No matter where you fall on the spectrum of personal responsibility versus our obesogenic environment as the primary factor in the obesity crisis, there is one thing we all seem to agree on: Fast food is awful. Whether you think it’s your fault for choosing to eat it or the companies’ faults for engineering such addictive concoctions of fat, salt and sugar, everyone knows that fast food will kill you by inches. That’s not up for debate.
And yet there’s a reason there is a McD’s, Burger King, Taco Bell, or any other edifice with a drive through window at every major intersection in America. See, fast food is the Charlie Sheen of nutrition; we all love to vilify him and yet everyone giggles watching Two and a Half Men, even though it’s so stereotypically stupid that butter knives look sharp by comparison. So how would you feel if you knew Charlie Sheen was actually an assassin bankrolled by some of the most powerful companies in the world and sent to kill you for their profit?
Ok, took that analogy one step too far. Back up to fast food. Actually back up one step higher – to the companies who buy stock in fast food. According to “Harvard Medical School researchers, 11 large companies that offer life, disability, or health insurance owned about $1.9 billion in stock in the five largest fast-food companies as of June 2009.” Yes, you read that correctly. The people whom you are paying to be invested in your health are actually invested in ruining it.
One one level it does make a certain amount sense. The harder your arteries and the bigger your belly, the more money they make in bypass surgeries and drugs. The Harvard researchers emphasized this:
“The insurance industry cares about making money, and it doesn’t really care how,” says the senior author of the study, J. Wesley Boyd, M.D., an assistant clinical professor of psychiatry at Harvard Medical School, in Boston. “They will invest in products that contribute to significant morbidity and mortality if doing so is going to make money.”
They don’t actually come out and say your insurance company is trying to make you sick but then again Charlie Sheen was spotted a couple agoith a shaved head – the new universal symbol of crazy a la Brittney. Some things just don’t need to be explicitly said.
The insurance companies, naturally, disagree. Their first point – that their stock portfolios are made up of many diverse stocks of which fast food is only a very teeny tiny percentage – is a good one. Heck, I don’t even know what all stocks are in my portfolio and I’m only working with a few thousand bucks. For all I know I could own stock in Al Qaeda Airlines. But all this talk of index funds, subsidiaries and parent companies is boring. Frankly I’m more interested in their second point which is that it does not serve their long-term financial purposes to go killing off their customer base.

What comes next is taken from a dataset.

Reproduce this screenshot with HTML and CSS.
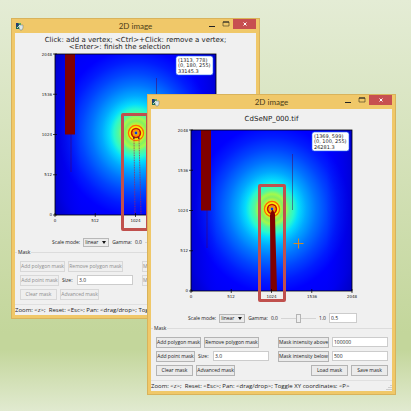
FILE: index.html
```
<!DOCTYPE html>
<html lang="en">
<head>
<meta charset="utf-8">
<title>2D image</title>
<link rel="stylesheet" href="styles.css">
</head>
<body>
<svg class="defs" width="0" height="0" aria-hidden="true">
  <defs>
    <linearGradient id="edge" x1="0" y1="0" x2="1" y2="0">
      <stop offset="0" stop-color="#0000b4" stop-opacity=".5"/>
      <stop offset=".16" stop-color="#0000e0" stop-opacity="0"/>
      <stop offset=".84" stop-color="#0000e0" stop-opacity="0"/>
      <stop offset="1" stop-color="#0000b4" stop-opacity=".5"/>
    </linearGradient>
    <radialGradient id="halo" gradientUnits="userSpaceOnUse" cx="0" cy="0" r="120" gradientTransform="translate(81 79) scale(.92 1)">
      <stop offset="0" stop-color="#d8ff20"/>
      <stop offset=".07" stop-color="#c8f030"/>
      <stop offset=".1" stop-color="#84f060"/>
      <stop offset=".125" stop-color="#a4f84c"/>
      <stop offset=".155" stop-color="#58f898"/>
      <stop offset=".2" stop-color="#28f8d0"/>
      <stop offset=".24" stop-color="#04dcfc"/>
      <stop offset=".31" stop-color="#00a8ff"/>
      <stop offset=".4" stop-color="#0074ff"/>
      <stop offset=".5" stop-color="#0044ff"/>
      <stop offset=".6" stop-color="#001cff"/>
      <stop offset=".7" stop-color="#0000ff"/>
      <stop offset=".86" stop-color="#0000f6"/>
      <stop offset="1" stop-color="#0000d2"/>
    </radialGradient>
    <g id="heatmap">
      <rect width="161" height="161" fill="url(#halo)"/>
      <rect width="161" height="161" fill="url(#edge)"/>
      <g fill="none">
        <circle cx="81" cy="79" r="7.5" stroke="#ff6a00" stroke-width="1.4"/>
        <circle cx="81" cy="79" r="6" stroke="#ffe600" stroke-width="1.4"/>
        <circle cx="81" cy="79" r="4.3" stroke="#c81000" stroke-width="1.8"/>
        <circle cx="81" cy="79" r="2.6" stroke="#ff9000" stroke-width="1.6"/>
      </g>
      <circle cx="81" cy="79" r="1.4" fill="#1030e0"/>
      <rect x="10" width="10" height="80.500" fill="#800000"/>
      <path d="M16 80v38M101.500 24v56" stroke="#500050" stroke-width=".7" opacity=".7"/>
    </g>
    <g id="axes">
      <rect width="161" height="161" fill="none" stroke="#000" stroke-width=".8"/>
      <path d="M-2 0h4M-2 40.250h4M-2 80.500h4M-2 120.750h4M-2 161h4M0 159v4M40.250 159v4M80.500 159v4M120.750 159v4M161 159v4" stroke="#000" stroke-width=".7"/>
      <g class="tick tick-y">
        <text x="-3" y="1.500">2048</text><text x="-3" y="42">1536</text><text x="-3" y="82">1024</text><text x="-3" y="122">512</text><text x="-3" y="162">0</text>
      </g>
      <g class="tick tick-x">
        <text x="0" y="168">0</text><text x="40" y="168">512</text><text x="80.500" y="168">1024</text><text x="121" y="168">1536</text><text x="161" y="168">2048</text>
      </g>
    </g>
    <g id="appicon">
      <path d="M0 0h5v6h-5z" fill="#1c6b4c"/>
      <path d="M0 0h3l-1 3-2 1z" fill="#243c78"/>
      <path d="M2 0h3v3z" fill="#5cae60"/>
      <path d="M3 2h4v3l-1 2h-2l-1-2z" fill="#dfe8e8" stroke="#6b7c7c" stroke-width=".5"/>
      <path d="M1 5l3-3" stroke="#fff" stroke-width=".7"/>
    </g>
  </defs>
</svg>

<main class="desktop">
  <section class="window window-back" aria-label="Mask selection">
    <header class="titlebar">
      <svg class="app-icon" viewBox="0 0 8 8" aria-hidden="true"><use href="#appicon"/></svg>
      <h2>2D image</h2>
      <div class="controls">
        <button class="ctl" aria-label="Minimize"><svg viewBox="0 0 8 8"><path d="M1 6.500h6" stroke="#222" stroke-width="1"/></svg></button>
        <button class="ctl" aria-label="Maximize"><svg viewBox="0 0 8 8"><path d="M1 2h6v4h-6z" fill="none" stroke="#3a3420" stroke-width=".6"/><path d="M1 2h6" stroke="#222"/></svg></button>
        <button class="ctl close" aria-label="Close"><svg viewBox="0 0 8 8"><path d="M2.500 2.500l3 3M5.500 2.500l-3 3" stroke="#fff"/></svg></button>
      </div>
    </header>
    <div class="client">
      <p class="caption">Click: add a vertex; &lt;Ctrl&gt;+Click: remove a vertex;<br><span class="second">&lt;Enter&gt;: finish the selection</span></p>
      <svg class="plot" viewBox="-40 0 241 170" role="img" aria-label="Detector image with mask vertices">
        <use href="#heatmap"/>
        <path d="M79 84l1 76M84 84l2 76" stroke="#b02050" stroke-width=".8" stroke-dasharray="1 .7"/>
        <path d="M78 84h1.500M83 84h1.500" stroke="#302030" stroke-width="1.500"/>
        <use href="#axes"/>
        <rect x="121" y="2" width="37" height="19" rx="2.500" fill="#fff" stroke="#2a6cf0" stroke-width=".6"/>
        <g class="readout"><text x="123" y="7.500">(1313, 778)</text><text x="123" y="13">(0, 180, 255)</text><text x="123" y="18.500">33145.3</text></g>
      </svg>
      <div class="scale">
        <label for="mode1">Scale mode:</label>
        <span class="combo"><select id="mode1"><option>linear</option></select></span>
        <label for="gamma1">Gamma:</label>
        <span>0.0</span>
        <input id="gamma1" type="range" min="0" max="1" step="0.1" value="0.5">
        <span>1.0</span>
        <input class="gamma" type="text" value="0.5" aria-label="Gamma value">
      </div>
      <fieldset class="mask">
        <legend>Mask</legend>
        <div class="row">
          <button class="w45" disabled>Add polygon mask</button>
          <button class="w55" disabled>Remove polygon mask</button>
          <button class="w51 push" disabled>Mask intensity above</button>
          <input type="text" value="100000" aria-label="Upper intensity">
        </div>
        <div class="row">
          <button class="w39" disabled>Add point mask</button>
          <label class="size" for="size1">Size:</label>
          <input id="size1" type="text" value="3.0">
          <button class="w51 push" disabled>Mask intensity below</button>
          <input type="text" value="500" aria-label="Lower intensity">
        </div>
        <div class="row">
          <button class="w37" disabled>Clear mask</button>
          <button class="w39" disabled>Advanced mask</button>
          <button class="w37 push" disabled>Load mask</button>
          <button class="w37" disabled>Save mask</button>
        </div>
      </fieldset>
      <footer class="status">Zoom: &lt;z&gt;;&nbsp; Reset: &lt;Esc&gt;; Pan: &lt;drag/drop&gt;; Toggle XY coordinates: &lt;P&gt;</footer>
    </div>
    <div class="marker" aria-hidden="true"></div>
  </section>

  <section class="window window-front" aria-label="Masked image">
    <header class="titlebar">
      <svg class="app-icon" viewBox="0 0 8 8" aria-hidden="true"><use href="#appicon"/></svg>
      <h2>2D image</h2>
      <div class="controls">
        <button class="ctl" aria-label="Minimize"><svg viewBox="0 0 8 8"><path d="M1 6.500h6" stroke="#222" stroke-width="1"/></svg></button>
        <button class="ctl" aria-label="Maximize"><svg viewBox="0 0 8 8"><path d="M1 2h6v4h-6z" fill="none" stroke="#3a3420" stroke-width=".6"/><path d="M1 2h6" stroke="#222"/></svg></button>
        <button class="ctl close" aria-label="Close"><svg viewBox="0 0 8 8"><path d="M2.500 2.500l3 3M5.500 2.500l-3 3" stroke="#fff"/></svg></button>
      </div>
    </header>
    <div class="client">
      <p class="caption">CdSeNP_000.tif</p>
      <svg class="plot" viewBox="-40 0 241 170" role="img" aria-label="Detector image CdSeNP_000.tif with masked beam stop">
        <use href="#heatmap"/>
        <path d="M81 80h1l2 4 .5 22 1.500 55h-6.500l-.5-76z" fill="#800000"/>
        <path d="M102.500 113.500h10M107.500 108.500v10" stroke="#d08a28" stroke-width="1"/>
        <use href="#axes"/>
        <rect x="121" y="2" width="37" height="19" rx="2.500" fill="#fff" stroke="#2a6cf0" stroke-width=".6"/>
        <g class="readout"><text x="123" y="7.500">(1369, 599)</text><text x="123" y="13">(0, 100, 255)</text><text x="123" y="18.500">26281.3</text></g>
      </svg>
      <div class="scale">
        <label for="mode2">Scale mode:</label>
        <span class="combo"><select id="mode2"><option>linear</option></select></span>
        <label for="gamma2">Gamma:</label>
        <span>0.0</span>
        <input id="gamma2" type="range" min="0" max="1" step="0.1" value="0.5">
        <span>1.0</span>
        <input class="gamma" type="text" value="0.5" aria-label="Gamma value">
      </div>
      <fieldset class="mask">
        <legend>Mask</legend>
        <div class="row">
          <button class="w45">Add polygon mask</button>
          <button class="w55">Remove polygon mask</button>
          <button class="w51 push">Mask intensity above</button>
          <input type="text" value="100000" aria-label="Upper intensity">
        </div>
        <div class="row">
          <button class="w39">Add point mask</button>
          <label class="size" for="size2">Size:</label>
          <input id="size2" type="text" value="3.0">
          <button class="w51 push">Mask intensity below</button>
          <input type="text" value="500" aria-label="Lower intensity">
        </div>
        <div class="row">
          <button class="w37">Clear mask</button>
          <button class="w39">Advanced mask</button>
          <button class="w37 push">Load mask</button>
          <button class="w37">Save mask</button>
        </div>
      </fieldset>
      <footer class="status">Zoom: &lt;z&gt;;&nbsp; Reset: &lt;Esc&gt;; Pan: &lt;drag/drop&gt;; Toggle XY coordinates: &lt;P&gt;
        <svg class="grip" viewBox="0 0 6 6" aria-hidden="true"><path d="M5 0v1M3 2v1M5 2v1M1 4v1M3 4v1M5 4v1" stroke="#aaa"/></svg>
      </footer>
    </div>
    <div class="marker" aria-hidden="true"></div>
  </section>
</main>
</body>
</html>
```
FILE: styles.css
```
* {
  box-sizing: border-box;
}

body {
  margin: 0;
  min-height: 100vh;
  font: 5px/8px "Open Sans", "Noto Sans", sans-serif;
  color: #222;
  background: linear-gradient(#e4ecd5, #c3d69b 81%, #c3d69b 85%, #e1ead0);
}

.defs {
  position: absolute;
}

.desktop {
  position: relative;
  min-height: 100vh;
  overflow: hidden;
}

.window {
  position: absolute;
  width: 249px;
  padding: 0 3px 3px;
  border: 1px solid #d9b35b;
  background: #f0c869;
}

.window-back {
  left: 11px;
  top: 18px;
}

.window-front {
  left: 147px;
  top: 94px;
}

.titlebar {
  display: grid;
  grid-template-columns: 1fr auto 1fr;
  height: 14px;
}

.titlebar h2 {
  margin: 0;
  font: 8px/14px Lato, "Open Sans", sans-serif;
  color: #4a3c18;
}

.app-icon {
  width: 8px;
  height: 8px;
  margin: 4px 1px;
}

.controls {
  display: flex;
  justify-content: flex-end;
}

.ctl {
  display: flex;
  justify-content: center;
  width: 14px;
  height: 10px;
  padding: 1px;
  border: 0;
  background: none;
}

.ctl svg {
  width: 8px;
  height: 8px;
}

.close {
  width: 23px;
  background: #c75050;
}

.client {
  background: #f0f0f0;
}

.caption {
  display: flow-root;
  height: 21px;
  margin: 0;
  padding-top: 4px;
  font: 7px/7px "DejaVu Sans", sans-serif;
  text-align: center;
}

.window-front .caption {
  padding-top: 7px;
}

.second {
  padding-right: 32px;
}

.plot {
  display: block;
  width: 100%;
  overflow: visible;
}

.tick,
.readout {
  font-family: "DejaVu Sans", sans-serif;
  fill: #222;
}

.tick {
  font-size: 4px;
}

.tick-y {
  text-anchor: end;
}

.tick-x {
  text-anchor: middle;
}

.readout {
  font-size: 5px;
}

.scale {
  display: flex;
  align-items: center;
  justify-content: center;
  gap: 3px;
  height: 10px;
  margin-top: 13px;
  padding-left: 2px;
}

button,
select,
input {
  margin: 0;
  font: inherit;
  color: inherit;
}

.combo {
  position: relative;
  display: flex;
}

.combo::after {
  content: "";
  position: absolute;
  right: 3px;
  top: 3px;
  border: 2px solid transparent;
  border-top: 3px solid #111;
  border-bottom: 0;
  pointer-events: none;
}

select {
  width: 26px;
  height: 9px;
  padding: 0 1px;
  border: 1px solid #b8b8b8;
  border-radius: 0;
  appearance: none;
  background: #ebebeb;
  line-height: 7px;
}

input[type="text"] {
  width: 56px;
  height: 10px;
  padding: 0 1px;
  border: 1px solid #ccc;
  background: #fff;
}

input.gamma {
  width: 28px;
}

input[type="range"] {
  width: 35px;
  height: 10px;
  appearance: none;
  background: linear-gradient(#d4d4d4, #d4d4d4) center / 100% 1px no-repeat;
}

input[type="range"]::-webkit-slider-thumb {
  appearance: none;
  width: 5px;
  height: 9px;
  border: 1px solid #b4b4b4;
  background: #eee;
}

.mask {
  display: grid;
  gap: 4px;
  min-width: 0;
  margin: 1px 0 5px;
  padding: 5px 4px 0 5px;
  border: 0;
  border-top: 1px solid #dcdcdc;
}

.mask legend {
  margin-left: -3px;
  padding: 0 1px;
}

.row {
  display: flex;
  align-items: center;
  gap: 3px;
  height: 10px;
}

.row button {
  height: 11px;
  padding: 0;
  border: 1px solid #b4b4b4;
  background: #ebebeb;
  line-height: 8px;
  white-space: nowrap;
}

.row button:disabled {
  border-color: #d8d8d8;
  background: #efefef;
  color: #8c8c8c;
}

.row .push {
  margin-left: auto;
}

.size {
  width: 12px;
}

.w37 { width: 37px; }
.w39 { width: 39px; }
.w45 { width: 45px; }
.w51 { width: 51px; }
.w55 { width: 55px; }

.status {
  position: relative;
  border-top: 1px solid #e0e0e0;
  font-size: 6px;
  line-height: 10px;
  white-space: nowrap;
}

.grip {
  position: absolute;
  right: 0;
  bottom: 0;
  width: 6px;
  height: 6px;
}

.marker {
  position: absolute;
  left: 109px;
  top: 94px;
  width: 28px;
  height: 118px;
  border: 3px solid #c0504d;
  border-radius: 2px;
}

.window-front .marker {
  left: 110px;
  top: 89px;
}
```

“Health insurance companies get profits if they invest in tobacco and fast food, [but] these are some of the top drivers of mortality in the country,” says Sara N. Bleich, Ph.D., an assistant professor of health policy and management at the Johns Hopkins Bloomberg School of Public Health, in Baltimore, Maryland and who researches obesity policy but was not involved in the current study. “They are essentially killing off their consumer base, so it’s not a sustainable model in the long-term. Long-term goals should be consistent with health, because that ensures a large population from which to draw consumers.”
I love that we are having a national discussion about whether or not sickening one’s customers is a “sustainable business model.”
The study authors call for insurance companies to jettison the fast food stocks which makes for good news bites, I suppose. Unfortunately this introduces a whole other set of ethical dilemmas. If insurance companies are barred from – or guilted out of – investing in any companies that are possibly detrimental to their clients’ health then Wall Street is going to see a mass dumping of stocks for everything from Jim Beam to Willy Wonka to Charlie Sheen’s Production Company. While this is an entertaining take on the health care debate, it’s not a very meaningful one. Let’s put the focus back where it belongs: pearl-clutching over KFC’s latest abomination, the double down (that’d be two pieces of fried chicken bracketing two pieces of cheese and two strips of bacon).
What do you think – do insurance companies have a corporate responsibility to only invest in healthful stocks? Would you eat the Double Down (guess what – despite all the hype it has less fat and calories than one piece of Chicago style pizza.)? Also, can anyone tell me what fast food icon the 3rd one from the left in the above picture is supposed to be?? Seriously, I have no idea and I’ve been staring at it for 20 minutes now.